Warily watching southern front
Crucially, the war in Syria has provided an opportunity for a new generation of recruits to gain combat experience in environments ranging from rugged mountains to city streets.
“Hezbollah is Israel’s most challenging enemy and our main reference point for some 30 years now,” Ronen Cohen, a former military intelligence officer, told Israel’s Yedioth Ahronoth newspaper in August.
Despite its military commitment in Syria, Hezbollah continues to closely watch Lebanon’s southern front, wary that Israel may seek to take advantage of the organization’s presence in Syria to attack it in Lebanon.
“We have not abandoned this front, and we will not abandon it,” Nasrallah said in a speech in May marking the 15th anniversary of the Israeli withdrawal from Lebanon. “We continue to be active on the front with Israel, and other issues [such as Syria] are not distracting us.”
Still, for Hezbollah’s cadres, Syria is the immediate focus.
“We are fighting each other to see who can go to Syria first. We are stronger than ever,” says Abu Khalil, a Hezbollah veteran who has served more than 20 tours in Syria.

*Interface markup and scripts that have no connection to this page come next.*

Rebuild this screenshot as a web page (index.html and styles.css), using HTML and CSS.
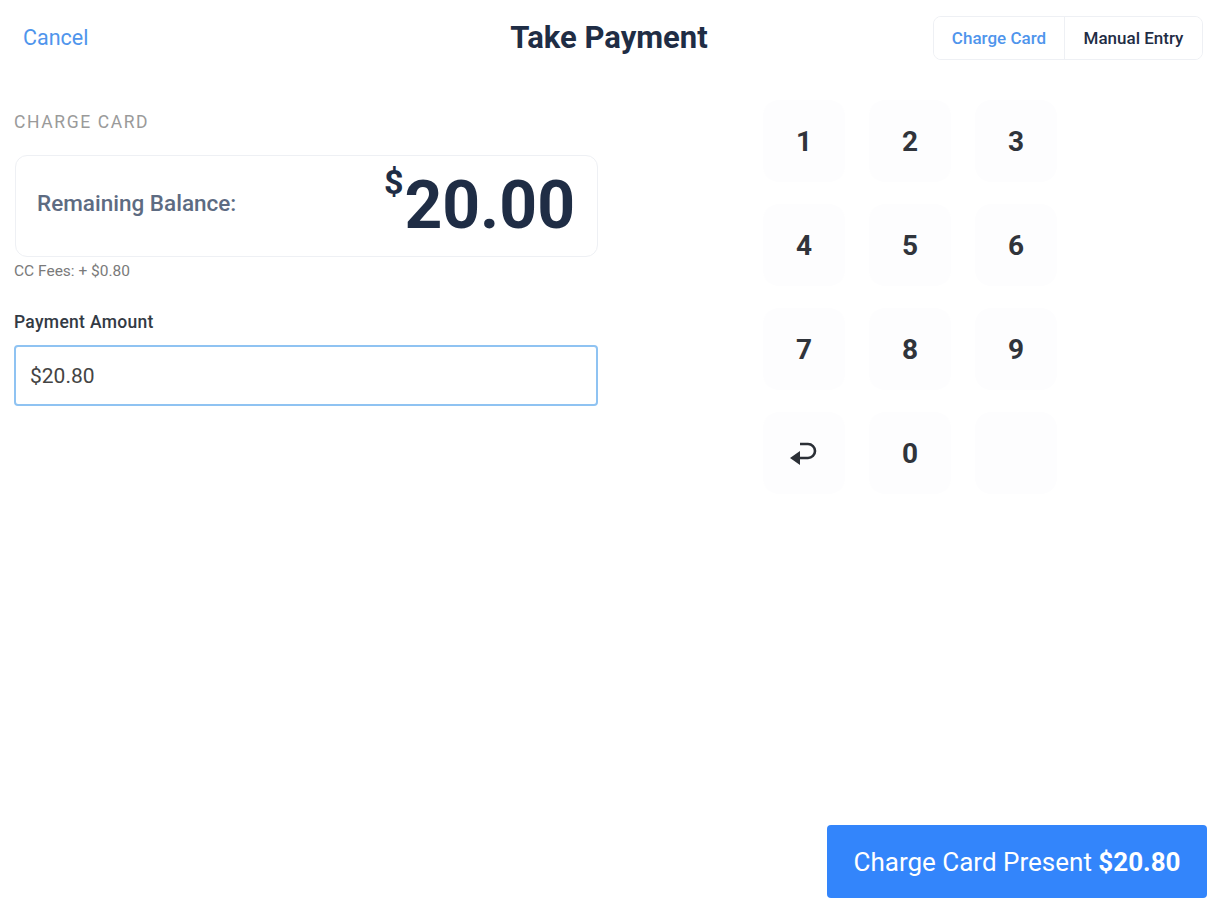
FILE: index.html
```html
<!DOCTYPE html>
<html lang="en">

<head>
    <meta charset="UTF-8">
    <meta name="viewport" content="width=device-width, initial-scale=1.0">
    <title>Take Payment</title>
    <link rel="stylesheet" href="styles.css">
</head>

<body>
    <div class="screen">
        <!-- Top bar -->
        <header class="topbar">
            <a class="cancel" href="#">Cancel</a>
            <h1 class="title">Take Payment</h1>
            <div class="segmented">
                <button class="seg active">Charge Card</button>
                <button class="seg">Manual Entry</button>
            </div>
        </header>

        <main class="content">
            <!-- Balance + amount -->
            <section class="left">
                <div class="section-title">CHARGE CARD</div>
                <div class="balance-card">
                    <span class="balance-label">Remaining Balance:</span>
                    <span class="balance-amount"><sup>$</sup>20.00</span>
                </div>
                <div class="fees">CC Fees: + $0.80</div>

                <label class="field-label" for="amount">Payment Amount</label>
                <input class="amount-input" type="text" id="amount" value="$20.80">
            </section>

            <!-- Keypad -->
            <section class="keypad">
                <button class="key">1</button>
                <button class="key">2</button>
                <button class="key">3</button>
                <button class="key">4</button>
                <button class="key">5</button>
                <button class="key">6</button>
                <button class="key">7</button>
                <button class="key">8</button>
                <button class="key">9</button>
                <button class="key">
                    <svg width="34" height="30" viewBox="0 0 34 30" fill="none">
                        <path d="M12 20h9a7 7 0 0 0 0-14h-8" stroke="#2b2f36" stroke-width="2.6" />
                        <path d="M3 20l10-7v14z" fill="#2b2f36" />
                    </svg>
                </button>
                <button class="key">0</button>
                <button class="key blank"></button>
            </section>
        </main>

        <footer class="footer">
            <button class="charge-btn">Charge Card Present <strong>$20.80</strong></button>
        </footer>
    </div>
</body>

</html>
```

FILE: styles.css
```css
/* Take payment screen */
* {
    box-sizing: border-box;
}

body {
    margin: 0;
    background: #ffffff;
    font-family: Roboto, "Noto Sans", Arial, sans-serif;
    color: #2b2f36;
}

.screen {
    height: 915px;
    display: flex;
    flex-direction: column;
    background: #fff;
}

.topbar {
    height: 75px;
    display: flex;
    align-items: center;
    justify-content: space-between;
    padding: 0 16px 0 23px;
}

.cancel {
    width: 270px;
    color: #4f95ec;
    font-size: 21.5px;
    text-decoration: none;
}

.title {
    margin: 0 0 0 -8px;
    font-size: 31px;
    font-weight: 700;
    color: #1f2d45;
}

.segmented {
    width: 270px;
    height: 44px;
    display: flex;
    border: 1px solid #eef0f4;
    border-radius: 8px;
    overflow: hidden;
}

.seg {
    border: none;
    background: #fff;
    font-family: inherit;
    font-size: 17px;
    font-weight: 500;
    color: #1f2d45;
    cursor: pointer;
    padding: 0;
}

.seg.active {
    width: 131px;
    color: #4f95ec;
    border-right: 1px solid #eef0f4;
}

.seg:last-child {
    flex: 1;
}

.content {
    flex: 1;
    display: flex;
    gap: 165px;
    padding: 0 0 0 14px;
}

.left {
    width: 584px;
    padding-top: 36px;
}

.section-title {
    font-size: 17.5px;
    line-height: 22px;
    letter-spacing: 1.6px;
    color: #9a9a9a;
    margin-bottom: 22px;
}

.balance-card {
    height: 102px;
    margin-left: 1px;
    border: 1px solid #eef0f4;
    border-radius: 12px;
    display: flex;
    align-items: center;
    justify-content: space-between;
    padding: 0 22px 0 21px;
}

.balance-label {
    font-size: 22.5px;
    font-weight: 500;
    color: #5d6b82;
    margin-bottom: 6px;
}

.balance-amount {
    font-size: 66px;
    font-weight: 700;
    color: #1f2d45;
    line-height: 1;
}

.balance-amount sup {
    font-size: 34px;
    vertical-align: top;
    position: relative;
    top: -8px;
    margin-right: 1px;
}

.fees {
    font-size: 15.5px;
    color: #7a7a7a;
    margin-top: 5px;
}

.field-label {
    display: block;
    margin-top: 32px;
    font-size: 17.5px;
    font-weight: 500;
    letter-spacing: 0.3px;
    color: #333a44;
}

.amount-input {
    width: 584px;
    height: 61px;
    margin-top: 13px;
    padding: 0 14px;
    border: 2px solid #8fc3f2;
    border-radius: 4px;
    font-family: inherit;
    font-size: 21px;
    color: #444;
    outline: none;
}

.keypad {
    padding-top: 25px;
    display: grid;
    grid-template-columns: repeat(3, 82px);
    grid-auto-rows: 82px;
    column-gap: 24px;
    row-gap: 22px;
    align-content: start;
}

.key {
    border: none;
    border-radius: 16px;
    background: #fdfdfe;
    font-family: inherit;
    font-size: 28px;
    font-weight: 700;
    color: #30343b;
    display: flex;
    align-items: center;
    justify-content: center;
    cursor: pointer;
}

.footer {
    display: flex;
    justify-content: flex-end;
    padding: 0 12px 17px 0;
}

.charge-btn {
    width: 380px;
    height: 73px;
    border: none;
    border-radius: 4px;
    background: #3385fb;
    color: #fff;
    font-family: inherit;
    font-size: 26px;
    cursor: pointer;
}

.charge-btn strong {
    font-weight: 700;
}
```
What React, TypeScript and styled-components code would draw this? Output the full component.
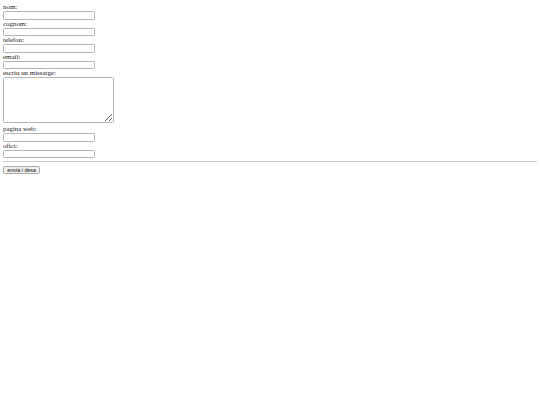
import React from "react";
import styled, { createGlobalStyle } from "styled-components";

const GlobalStyle = createGlobalStyle`
  html, body {
    margin: 0;
    padding: 0;
    background: #ffffff;
  }
  body {
    font-family: "Liberation Serif", "Times New Roman", serif;
    color: #000000;
  }
`;

const fields = [
  { id: "nom", label: "nom:" },
  { id: "cognom", label: "cognom:" },
  { id: "telefon", label: "telefon:" },
  { id: "email", label: "email:" },
];

const lateFields = [
  { id: "web", label: "pagina web:" },
  { id: "ofici", label: "ofici:" },
];

const Page = styled.div`
  padding: 3px 3px 0 3px;
`;

const Form = styled.form`
  display: flex;
  flex-direction: column;
  align-items: flex-start;
`;

const Label = styled.label`
  display: block;
  font-size: 6.9px;
  line-height: 8px;
  height: 8px;
  color: #222222;
`;

const TextInput = styled.input`
  box-sizing: border-box;
  width: 92px;
  height: 8.5px;
  margin: 0;
  padding: 0 1px;
  border: 1px solid #b4b4b4;
  border-radius: 1.5px;
  background: #ffffff;
  font-size: 5px;
`;

const MessageArea = styled.textarea`
  box-sizing: border-box;
  width: 110.5px;
  height: 46px;
  margin: 0 0 2px 0;
  padding: 1px;
  border: 1px solid #b4b4b4;
  border-radius: 1.5px;
  background: #ffffff;
  font-size: 5px;
  resize: both;
`;

const Rule = styled.hr`
  align-self: stretch;
  margin: 2.5px 0 4px 0;
  height: 0;
  border: none;
  border-top: 1px solid #cccccc;
`;

const SubmitButton = styled.button`
  box-sizing: border-box;
  height: 8.5px;
  padding: 0 3.3px;
  margin: 0;
  border: 1px solid #a8a8a8;
  border-radius: 1.5px;
  background: #efefef;
  font-family: "Liberation Sans", Arial, sans-serif;
  font-size: 5.4px;
  line-height: 6px;
  color: #111111;
`;

export default function App() {
  return (
    <>
      <GlobalStyle />
      <Page>
        <Form onSubmit={(e) => e.preventDefault()}>
          {fields.map((f) => (
            <React.Fragment key={f.id}>
              <Label htmlFor={f.id}>{f.label}</Label>
              <TextInput id={f.id} type="text" />
            </React.Fragment>
          ))}
          <Label htmlFor="missatge">escriu un missatge:</Label>
          <MessageArea id="missatge" />
          {lateFields.map((f) => (
            <React.Fragment key={f.id}>
              <Label htmlFor={f.id}>{f.label}</Label>
              <TextInput id={f.id} type="text" />
            </React.Fragment>
          ))}
          <Rule />
          <SubmitButton type="submit">envia i desa</SubmitButton>
        </Form>
      </Page>
    </>
  );
}
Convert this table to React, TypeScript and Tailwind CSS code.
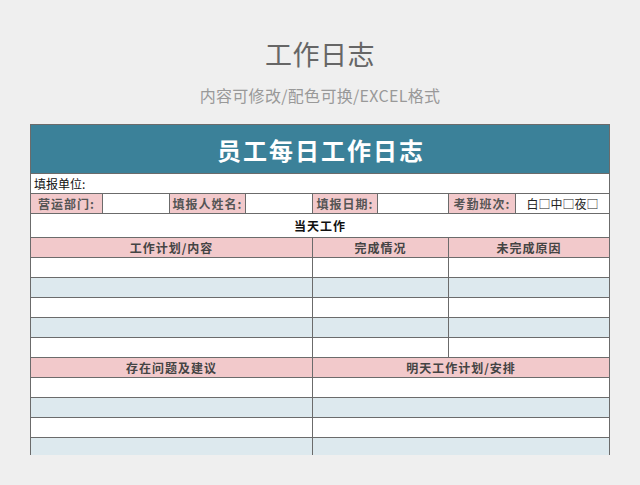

Abu Khalil, who battled Israeli troops in the 1990s and in 2006, has no qualms about continuing to fight in Syria’s grueling war. He unquestioningly subscribes to the party line that Assad’s survival is essential to maintain “resistance” against Israel and to protect Lebanon from the Takfiri threat. “It’s not easy, but God is with us,” he says.
However, not all Hezbollah fighters share his view. Some say they have had enough of the war and are looking to leave Hezbollah.
‘There are people who want to quit’
Hezbollah’s tight internal discipline weighs against such sentiment being aired in public. But one fighter with more than a decade’s experience admits that he wants to leave, having tired of watching his friends die in Syria and angry at the corruption he says he sees around him. Hezbollah once had an enviable reputation for financial probity, but in recent years, as it swelled in size, it has been marred by allegations of internal corruption.
“It’s not only me. There are people who want to quit who have had enough of it,” the veteran fighter says, speaking on condition of anonymity. He adds that he knew of some fighters who had returned from a tour in Syria and immediately departed Lebanon, joining the stream of refugees heading into Europe. “The Syrians have to fight for themselves. Why should I have to go to Syria and fight?” he says. “They [Syrian refugees] come over here with their wives and kids, and have more kids, and I’m over there fighting for them?”
It is difficult to assess the depth of such sentiment within Hezbollah’s ranks and among its support base. However, it does not appear to be sufficiently strong to pose a potential challenge to Nasrallah’s leadership of the party. He appears to have the continuing confidence of Iran, and if there are qualms expressed in the upper ranks of Hezbollah, they are not leaking into the public arena.
But as the war grinds on, Hezbollah’s supporters inevitably will ponder how much longer the party will remain in Syria.
“If IS was to remain ensconced in its strongholds in Syria for the next five to 10 years, does this mean Hezbollah continuing to send fighters to Syria for the next 10 years?” asks Ms. Slim, the Hezbollah expert. “Still, these are rumblings that have not jelled yet into a bottom-up force that could force Hezbollah to change its current course of action.”
Abu Khalil admits many of his friends have been killed in Syria. He calls them “martyrs,” but says their deaths serve as inspiration for his continued commitment to the struggle.
“We thrive on the blood of our martyrs,” he says. “When you begin this line of work, you begin the path that leads to martyrdom, God willing.”